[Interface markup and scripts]
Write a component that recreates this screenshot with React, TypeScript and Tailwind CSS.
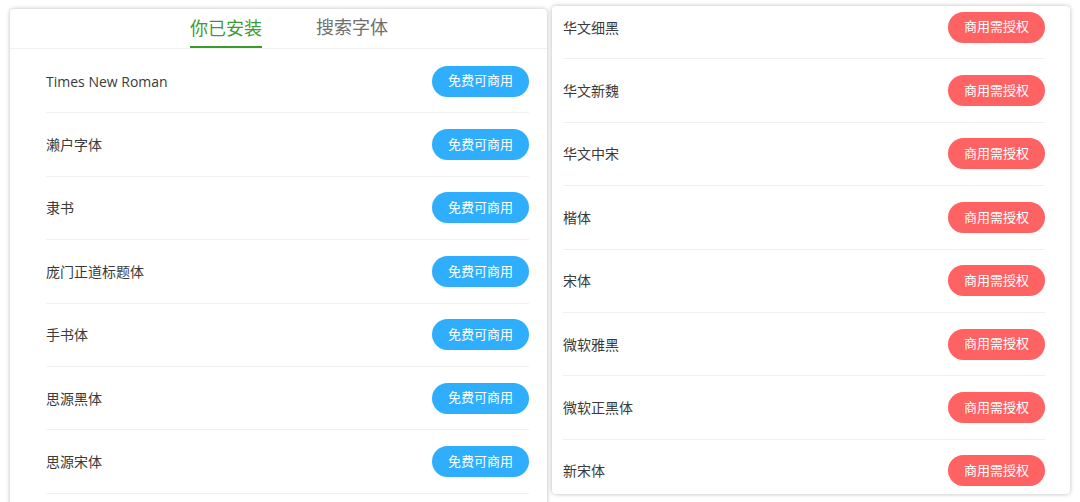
import React from "react";

const FONT = { fontFamily: '"Open Sans", "Noto Sans CJK SC", sans-serif' };

const INSTALLED = [
  "Times New Roman",
  "濑户字体",
  "隶书",
  "庞门正道标题体",
  "手书体",
  "思源黑体",
  "思源宋体",
];

const LICENSED = [
  "华文细黑",
  "华文新魏",
  "华文中宋",
  "楷体",
  "宋体",
  "微软雅黑",
  "微软正黑体",
  "新宋体",
];

function FontRow({ name, free }: { name: string; free: boolean }) {
  return (
    <div className="flex h-[63.4px] items-center justify-between border-b border-[#f0f0f0]">
      <span className="text-[14px] text-[#3a3a3a]">{name}</span>
      <span
        className={
          free
            ? "flex h-[31px] w-[97px] items-center justify-center rounded-full bg-[#2eaefc] text-[13px] text-white"
            : "flex h-[31px] w-[97px] items-center justify-center rounded-full bg-[#ff6262] text-[13px] text-white"
        }
      >
        {free ? "免费可商用" : "商用需授权"}
      </span>
    </div>
  );
}

export default function App() {
  return (
    <div className="flex h-[502px] w-[1080px] items-start overflow-hidden bg-white" style={FONT}>
      {/* installed fonts */}
      <div className="ml-[10px] mt-[9px] h-[510px] w-[537px] rounded-[4px] bg-white shadow-[0_0_4px_rgba(0,0,0,0.28)]">
        <div className="flex h-[40px] gap-[54px] border-b border-[#f0f0f0] pl-[180px]">
          <div className="flex h-full items-center border-b-2 border-[#3a9a2e] pt-[1px] text-[18px] text-[#3f9c35]">
            你已安装
          </div>
          <div className="flex h-full items-center pb-[2px] text-[18px] text-[#707070]">搜索字体</div>
        </div>
        <div className="pl-[36px] pr-[18px] pt-[1px]">
          {INSTALLED.map((n) => (
            <FontRow key={n} name={n} free />
          ))}
        </div>
      </div>

      {/* licensed fonts */}
      <div className="ml-[5px] mt-[6px] h-[488px] w-[518px] overflow-hidden rounded-[4px] bg-white shadow-[0_0_4px_rgba(0,0,0,0.28)]">
        <div className="-mt-[10px] pl-[11px] pr-[25px]">
          {LICENSED.map((n) => (
            <FontRow key={n} name={n} free={false} />
          ))}
        </div>
      </div>
    </div>
  );
}
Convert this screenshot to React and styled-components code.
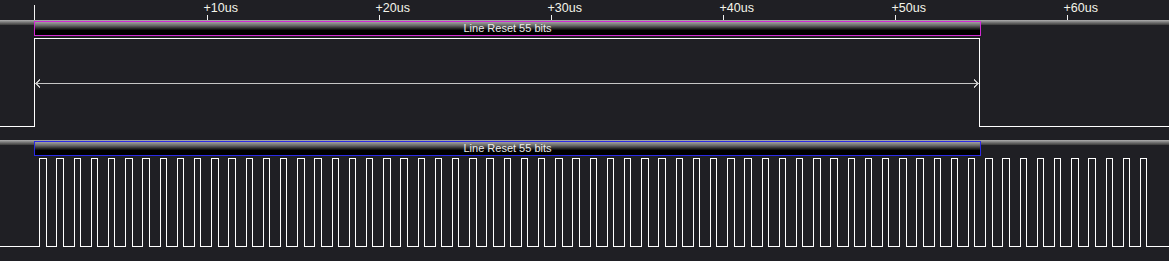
import React from 'react';
import styled, { createGlobalStyle } from 'styled-components';

const PX_PER_US = 17.2;
const ORIGIN = 34.5;
const WIDTH = 1169;

const GlobalStyle = createGlobalStyle`
  html, body {
    margin: 0;
    padding: 0;
    background: #1f1f24;
  }
`;

const Page = styled.div`
  width: ${WIDTH}px;
  height: 261px;
  background: #1f1f24;
  display: flex;
  flex-direction: column;
  overflow: hidden;
  font-family: 'Liberation Sans', Arial, sans-serif;
`;

const RulerSvg = styled.svg`
  display: block;
  flex: 0 0 20px;
`;

const Channel = styled.div`
  display: flex;
  flex-direction: column;
  height: 120px;
`;

const BarTrack = styled.div`
  display: flex;
  height: 16px;
  background: linear-gradient(#b0b0b0, #7e7e7e 40%, #3a3a3a) top left / 100% 5px no-repeat;
`;

const Frame = styled.div`
  box-sizing: border-box;
  margin-top: 1px;
  height: 15px;
  border: 1px solid ${p => p.color};
  background: linear-gradient(#a0a0a0, #6c6c6c 25%, #262626 50%, #000 65%) padding-box;
  color: #ececec;
  font-size: 11px;
  line-height: 13px;
  text-align: center;
  white-space: nowrap;
  overflow: hidden;
`;

const WaveSvg = styled.svg`
  display: block;
  flex: 0 0 104px;
`;

const ticks = [10, 20, 30, 40, 50, 60];

function Ruler() {
  return (
    <RulerSvg width={WIDTH} height={20} shapeRendering="crispEdges">
      <line x1={34.5} y1={5} x2={34.5} y2={20} stroke="#f4f4f4" />
      {ticks.map(t => {
        const x = Math.round(ORIGIN + t * PX_PER_US) + 0.5;
        return (
          <g key={t}>
            <line x1={x} y1={15} x2={x} y2={20} stroke="#f0f0f0" />
            <text
              x={x - 4}
              y={12}
              fill="#f4f4ea"
              fontSize="12.5"
              fontFamily="'Liberation Sans', Arial, sans-serif"
            >
              +{t}us
            </text>
          </g>
        );
      })}
    </RulerSvg>
  );
}

const HIGH = 2.5;
const LOW = 90.5;

function resetPath() {
  const rise = 34.5;
  const fall = 979.5;
  return `M0 ${LOW} H${rise} V${HIGH} H${fall} V${LOW} H${WIDTH}`;
}

function clockPath() {
  let d = `M0 ${LOW}`;
  for (let k = 0; k < 65; k++) {
    const r = Math.round(39.3 + k * 17.198) + 0.5;
    const f = Math.round(39.3 + k * 17.198 + 6.4) + 0.5;
    d += ` H${r} V${HIGH} H${f} V${LOW}`;
  }
  d += ` H${WIDTH}`;
  return d;
}

function Span({ y }) {
  const x1 = 36;
  const x2 = 978;
  return (
    <g stroke="#c6c6c6" fill="none">
      <line x1={x1} y1={y} x2={x2} y2={y} />
      <polyline points={`${x1 + 4},${y - 4} ${x1},${y} ${x1 + 4},${y + 4}`} />
      <polyline points={`${x2 - 4},${y - 4} ${x2},${y} ${x2 - 4},${y + 4}`} />
    </g>
  );
}

const channels = [
  { id: 'rst', color: '#d22ad2', label: 'Line Reset 55 bits', path: resetPath(), span: true },
  { id: 'clk', color: '#2a2ae6', label: 'Line Reset 55 bits', path: clockPath(), span: false },
];

export default function App() {
  const barLeft = 34;
  const barWidth = Math.round(55 * PX_PER_US) + 1;
  return (
    <>
      <GlobalStyle />
      <Page>
        <Ruler />
        {channels.map(ch => (
          <Channel key={ch.id}>
            <BarTrack>
              <div style={{ width: barLeft, flex: 'none' }} />
              <Frame color={ch.color} style={{ width: barWidth }}>
                {ch.label}
              </Frame>
            </BarTrack>
            <WaveSvg width={WIDTH} height={104} shapeRendering="crispEdges">
              <path d={ch.path} stroke="#ffffff" fill="none" />
              {ch.span && <Span y={47.5} />}
            </WaveSvg>
          </Channel>
        ))}
      </Page>
    </>
  );
}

What the task requires -
Extract all the data above exactly, excluding every picture.

Reply -
Write a component that recreates this screenshot with React, TypeScript and Tailwind CSS.
import React from "react";

const FONT = { fontFamily: '"Open Sans", "Noto Sans CJK SC", sans-serif' };

const INSTALLED = [
  "Times New Roman",
  "濑户字体",
  "隶书",
  "庞门正道标题体",
  "手书体",
  "思源黑体",
  "思源宋体",
];

const LICENSED = [
  "华文细黑",
  "华文新魏",
  "华文中宋",
  "楷体",
  "宋体",
  "微软雅黑",
  "微软正黑体",
  "新宋体",
];

function FontRow({ name, free }: { name: string; free: boolean }) {
  return (
    <div className="flex h-[63.4px] items-center justify-between border-b border-[#f0f0f0]">
      <span className="text-[14px] text-[#3a3a3a]">{name}</span>
      <span
        className={
          free
            ? "flex h-[31px] w-[97px] items-center justify-center rounded-full bg-[#2eaefc] text-[13px] text-white"
            : "flex h-[31px] w-[97px] items-center justify-center rounded-full bg-[#ff6262] text-[13px] text-white"
        }
      >
        {free ? "免费可商用" : "商用需授权"}
      </span>
    </div>
  );
}

export default function App() {
  return (
    <div className="flex h-[502px] w-[1080px] items-start overflow-hidden bg-white" style={FONT}>
      {/* installed fonts */}
      <div className="ml-[10px] mt-[9px] h-[510px] w-[537px] rounded-[4px] bg-white shadow-[0_0_4px_rgba(0,0,0,0.28)]">
        <div className="flex h-[40px] gap-[54px] border-b border-[#f0f0f0] pl-[180px]">
          <div className="flex h-full items-center border-b-2 border-[#3a9a2e] pt-[1px] text-[18px] text-[#3f9c35]">
            你已安装
          </div>
          <div className="flex h-full items-center pb-[2px] text-[18px] text-[#707070]">搜索字体</div>
        </div>
        <div className="pl-[36px] pr-[18px] pt-[1px]">
          {INSTALLED.map((n) => (
            <FontRow key={n} name={n} free />
          ))}
        </div>
      </div>

      {/* licensed fonts */}
      <div className="ml-[5px] mt-[6px] h-[488px] w-[518px] overflow-hidden rounded-[4px] bg-white shadow-[0_0_4px_rgba(0,0,0,0.28)]">
        <div className="-mt-[10px] pl-[11px] pr-[25px]">
          {LICENSED.map((n) => (
            <FontRow key={n} name={n} free={false} />
          ))}
        </div>
      </div>
    </div>
  );
}
Convert this screenshot to React and styled-components code.
import React from 'react';
import styled, { createGlobalStyle } from 'styled-components';

const PX_PER_US = 17.2;
const ORIGIN = 34.5;
const WIDTH = 1169;

const GlobalStyle = createGlobalStyle`
  html, body {
    margin: 0;
    padding: 0;
    background: #1f1f24;
  }
`;

const Page = styled.div`
  width: ${WIDTH}px;
  height: 261px;
  background: #1f1f24;
  display: flex;
  flex-direction: column;
  overflow: hidden;
  font-family: 'Liberation Sans', Arial, sans-serif;
`;

const RulerSvg = styled.svg`
  display: block;
  flex: 0 0 20px;
`;

const Channel = styled.div`
  display: flex;
  flex-direction: column;
  height: 120px;
`;

const BarTrack = styled.div`
  display: flex;
  height: 16px;
  background: linear-gradient(#b0b0b0, #7e7e7e 40%, #3a3a3a) top left / 100% 5px no-repeat;
`;

const Frame = styled.div`
  box-sizing: border-box;
  margin-top: 1px;
  height: 15px;
  border: 1px solid ${p => p.color};
  background: linear-gradient(#a0a0a0, #6c6c6c 25%, #262626 50%, #000 65%) padding-box;
  color: #ececec;
  font-size: 11px;
  line-height: 13px;
  text-align: center;
  white-space: nowrap;
  overflow: hidden;
`;

const WaveSvg = styled.svg`
  display: block;
  flex: 0 0 104px;
`;

const ticks = [10, 20, 30, 40, 50, 60];

function Ruler() {
  return (
    <RulerSvg width={WIDTH} height={20} shapeRendering="crispEdges">
      <line x1={34.5} y1={5} x2={34.5} y2={20} stroke="#f4f4f4" />
      {ticks.map(t => {
        const x = Math.round(ORIGIN + t * PX_PER_US) + 0.5;
        return (
          <g key={t}>
            <line x1={x} y1={15} x2={x} y2={20} stroke="#f0f0f0" />
            <text
              x={x - 4}
              y={12}
              fill="#f4f4ea"
              fontSize="12.5"
              fontFamily="'Liberation Sans', Arial, sans-serif"
            >
              +{t}us
            </text>
          </g>
        );
      })}
    </RulerSvg>
  );
}

const HIGH = 2.5;
const LOW = 90.5;

function resetPath() {
  const rise = 34.5;
  const fall = 979.5;
  return `M0 ${LOW} H${rise} V${HIGH} H${fall} V${LOW} H${WIDTH}`;
}

function clockPath() {
  let d = `M0 ${LOW}`;
  for (let k = 0; k < 65; k++) {
    const r = Math.round(39.3 + k * 17.198) + 0.5;
    const f = Math.round(39.3 + k * 17.198 + 6.4) + 0.5;
    d += ` H${r} V${HIGH} H${f} V${LOW}`;
  }
  d += ` H${WIDTH}`;
  return d;
}

function Span({ y }) {
  const x1 = 36;
  const x2 = 978;
  return (
    <g stroke="#c6c6c6" fill="none">
      <line x1={x1} y1={y} x2={x2} y2={y} />
      <polyline points={`${x1 + 4},${y - 4} ${x1},${y} ${x1 + 4},${y + 4}`} />
      <polyline points={`${x2 - 4},${y - 4} ${x2},${y} ${x2 - 4},${y + 4}`} />
    </g>
  );
}

const channels = [
  { id: 'rst', color: '#d22ad2', label: 'Line Reset 55 bits', path: resetPath(), span: true },
  { id: 'clk', color: '#2a2ae6', label: 'Line Reset 55 bits', path: clockPath(), span: false },
];

export default function App() {
  const barLeft = 34;
  const barWidth = Math.round(55 * PX_PER_US) + 1;
  return (
    <>
      <GlobalStyle />
      <Page>
        <Ruler />
        {channels.map(ch => (
          <Channel key={ch.id}>
            <BarTrack>
              <div style={{ width: barLeft, flex: 'none' }} />
              <Frame color={ch.color} style={{ width: barWidth }}>
                {ch.label}
              </Frame>
            </BarTrack>
            <WaveSvg width={WIDTH} height={104} shapeRendering="crispEdges">
              <path d={ch.path} stroke="#ffffff" fill="none" />
              {ch.span && <Span y={47.5} />}
            </WaveSvg>
          </Channel>
        ))}
      </Page>
    </>
  );
}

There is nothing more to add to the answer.